Le soufflet s’est effondré
L’épisode est cependant instructif. Le mot fichier n’a jamais été employé par le maire de Béziers mais a été repris à satiété, aucun propos discriminatoires n’a été prononcé mais « les heures les plus sombres de notre histoire » ont sans cesse été évoquées. Le représentant du Front de gauche au conseil municipal arborait au veston une étoile et un croissant jaune.
Les déclarations de Manuel Valls qui, en 2009 dans sa ville de Vitry, souhaitait qu’on rajoute « quelques blancs, quelques whites, quelques blancos » et envisageait de déposer un projet de loi pour favoriser les statistiques ethniques, estimant que « c’est l’absence de mesures concrètes qui est à craindre », étaient oubliées, de même que l’article de Libération qui, pour mesurer la diversité, indiquait le 30 mai 2012 avoir employé la méthode « utilisée par l’Observatoire des discriminations, consistant à répertorier les prénoms non francophones ».
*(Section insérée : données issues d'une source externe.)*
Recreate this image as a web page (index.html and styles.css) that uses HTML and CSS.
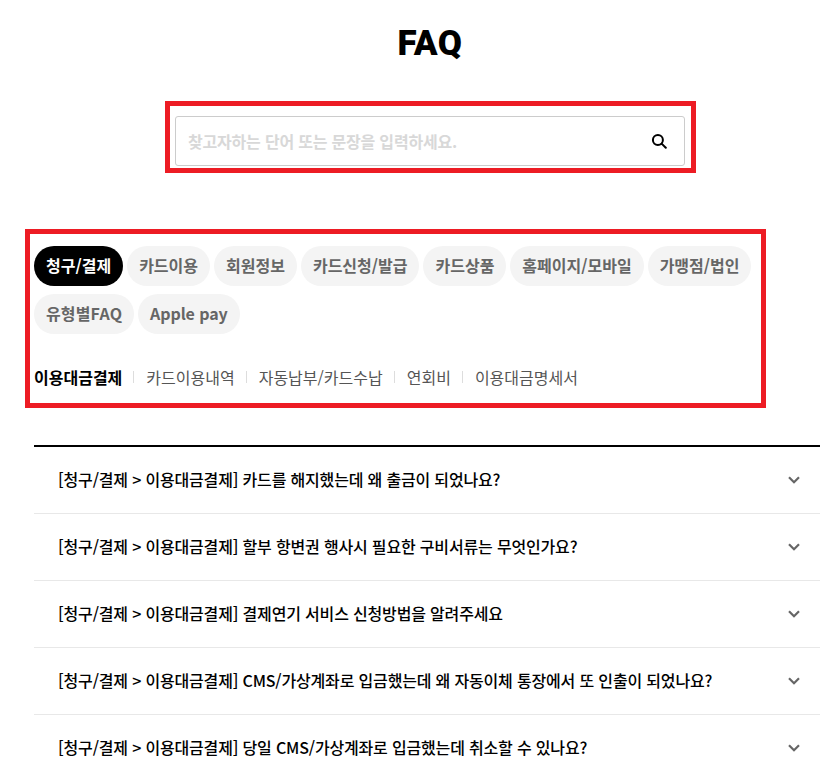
FILE: index.html
```html
<!DOCTYPE html>
<html lang="ko">
<head>
<meta charset="UTF-8" />
<meta name="viewport" content="width=device-width, initial-scale=1.0"/>
<title>FAQ</title>
<link rel="stylesheet" href="styles.css">
</head>
<body>

<section class="faq">
  <h1 class="faq__title">FAQ</h1>

  <div class="mark mark--search">
    <form class="search">
      <input class="search__input" type="text" placeholder="찾고자하는 단어 또는 문장을 입력하세요.">
      <button class="search__button" type="button" aria-label="검색">
        <svg width="16" height="16" viewBox="0 0 16 16" fill="none" stroke="#000" stroke-width="2">
          <circle cx="6.9" cy="6.9" r="5"/>
          <path d="M10.6 10.6L14.8 14.8" stroke-linecap="round"/>
        </svg>
      </button>
    </form>
  </div>

  <div class="mark mark--tabs">
    <ul class="pills">
      <li class="pill pill--on">청구/결제</li>
      <li class="pill">카드이용</li>
      <li class="pill">회원정보</li>
      <li class="pill">카드신청/발급</li>
      <li class="pill">카드상품</li>
      <li class="pill">홈페이지/모바일</li>
      <li class="pill">가맹점/법인</li>
      <li class="pill pill--faq">유형별FAQ</li>
      <li class="pill pill--apple">Apple pay</li>
    </ul>
    <ul class="subtabs">
      <li class="subtab subtab--on">이용대금결제</li>
      <li class="subtab">카드이용내역</li>
      <li class="subtab">자동납부/카드수납</li>
      <li class="subtab">연회비</li>
      <li class="subtab">이용대금명세서</li>
    </ul>
  </div>

  <ul class="list">
    <li class="list__row">
      <span>[청구/결제 &gt; 이용대금결제] 카드를 해지했는데 왜 출금이 되었나요?</span>
      <svg class="list__arrow" width="12" height="8" viewBox="0 0 12 8"><path d="M1 1.2L6 6.2L11 1.2" fill="none" stroke="#666" stroke-width="2.2"/></svg>
    </li>
    <li class="list__row">
      <span>[청구/결제 &gt; 이용대금결제] 할부 항변권 행사시 필요한 구비서류는 무엇인가요?</span>
      <svg class="list__arrow" width="12" height="8" viewBox="0 0 12 8"><path d="M1 1.2L6 6.2L11 1.2" fill="none" stroke="#666" stroke-width="2.2"/></svg>
    </li>
    <li class="list__row">
      <span>[청구/결제 &gt; 이용대금결제] 결제연기 서비스 신청방법을 알려주세요</span>
      <svg class="list__arrow" width="12" height="8" viewBox="0 0 12 8"><path d="M1 1.2L6 6.2L11 1.2" fill="none" stroke="#666" stroke-width="2.2"/></svg>
    </li>
    <li class="list__row">
      <span>[청구/결제 &gt; 이용대금결제] CMS/가상계좌로 입금했는데 왜 자동이체 통장에서 또 인출이 되었나요?</span>
      <svg class="list__arrow" width="12" height="8" viewBox="0 0 12 8"><path d="M1 1.2L6 6.2L11 1.2" fill="none" stroke="#666" stroke-width="2.2"/></svg>
    </li>
    <li class="list__row">
      <span>[청구/결제 &gt; 이용대금결제] 당일 CMS/가상계좌로 입금했는데 취소할 수 있나요?</span>
      <svg class="list__arrow" width="12" height="8" viewBox="0 0 12 8"><path d="M1 1.2L6 6.2L11 1.2" fill="none" stroke="#666" stroke-width="2.2"/></svg>
    </li>
  </ul>
</section>

</body>
</html>
```

FILE: styles.css
```css
html, body {
  overflow: hidden;
}

body {
  margin: 0;
  background: #fff;
  color: #000;
  font-family: "Noto Sans CJK KR", "Noto Sans", sans-serif;
}

ul {
  margin: 0;
  padding: 0;
  list-style: none;
}

.faq {
  height: 778px;
  padding-top: 20px;
  box-sizing: border-box;
}

.faq__title {
  margin: 0;
  height: 46px;
  padding: 1px 0 0 40px;
  box-sizing: content-box;
  font-family: Roboto, "Liberation Sans", sans-serif;
  font-size: 35px;
  font-weight: 900;
  letter-spacing: .5px;
  line-height: 46px;
  text-align: center;
}

/* Red annotation boxes */
.mark {
  border: 5px solid #ed1c24;
  box-sizing: border-box;
}

.mark--search {
  width: 531px;
  height: 72px;
  margin: 34px 0 0 165px;
  padding: 10px 5px 0 5px;
}

.mark--tabs {
  width: 741px;
  height: 179px;
  margin: 56px 0 0 25px;
  padding: 12px 4px 0 4px;
}

/* Search */
.search {
  position: relative;
  width: 510px;
  height: 50px;
}

.search__input {
  width: 100%;
  height: 100%;
  padding: 0 50px 0 12px;
  box-sizing: border-box;
  border: 1px solid #ccc;
  border-radius: 3px;
  outline: none;
  font-family: inherit;
  font-size: 16px;
  font-weight: 700;
  letter-spacing: -.2px;
}

.search__input::placeholder {
  color: #d8d8d8;
}

.search__button {
  position: absolute;
  top: 17px;
  right: 18px;
  padding: 0;
  border: none;
  background: none;
  line-height: 0;
}

/* Category pills */
.pills {
  display: flex;
  flex-wrap: wrap;
  gap: 8px 4px;
}

.pill {
  height: 40px;
  padding: 0 12px;
  border-radius: 20px;
  background: #f4f4f4;
  color: #666;
  font-size: 16px;
  font-weight: 700;
  line-height: 38px;
}

.pill--on {
  background: #000;
  color: #fff;
}

.pill--faq {
  letter-spacing: .15px;
}

.pill--apple {
  letter-spacing: -.1px;
}

/* Sub tabs */
.subtabs {
  display: flex;
  margin-top: 28px;
}

.subtab {
  display: flex;
  align-items: center;
  height: 30px;
  color: #555;
  font-size: 16px;
}

.subtab + .subtab::before {
  content: "";
  width: 1px;
  height: 12px;
  margin: 0 12px 0 11px;
  background: #ddd;
}

.subtab--on {
  color: #000;
  font-weight: 700;
}

/* Question list */
.list {
  margin: 37px 0 0 34px;
  border-top: 2px solid #000;
}

.list__row {
  display: flex;
  justify-content: space-between;
  align-items: center;
  height: 67px;
  padding: 0 20px 0 24px;
  box-sizing: border-box;
  border-bottom: 1px solid #e8e8e8;
  font-size: 16px;
  font-weight: 500;
  letter-spacing: -.17px;
}

.list__row span {
  margin-top: -2px;
}

.list__arrow {
  flex: none;
}
```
Et que dire des propos de Georges Felouzis, sociologue, auteur de plusieurs ouvrages sur les inégalités scolaires, qui, étudiant la situation de 144 000 élèves, écrivait « pour construire un indicateur nous permettant d’accéder aux élèves étrangers et issus de l’immigration, nous avons pris en compte deux éléments significatifs : la nationalité et le prénom de l’enfant ».
Ah ! si on avait pu prendre en défaut ce maire dont les décisions courageuses, toujours blâmées, déformées, triturées, manipulées, ne cessent de porter leurs fruits.
Manipulation indécente de l’opinion, lynchage stalinien parfaitement mis en œuvre, tentative d’intimidation, opération de déstabilisation, tous ces procédés orchestrés par ceux qui constatent avec horreur que la France se réveille, semblent devenir la méthode préférée de gouvernement. •
Addendum : le tribunal administratif de Montpellier a rejeté, le 11 mai, la saisi de la Coordination contre le racisme et l’islamophobie (CIR) qui demandait l’interdiction du fichage des enfants musulmans de Béziers.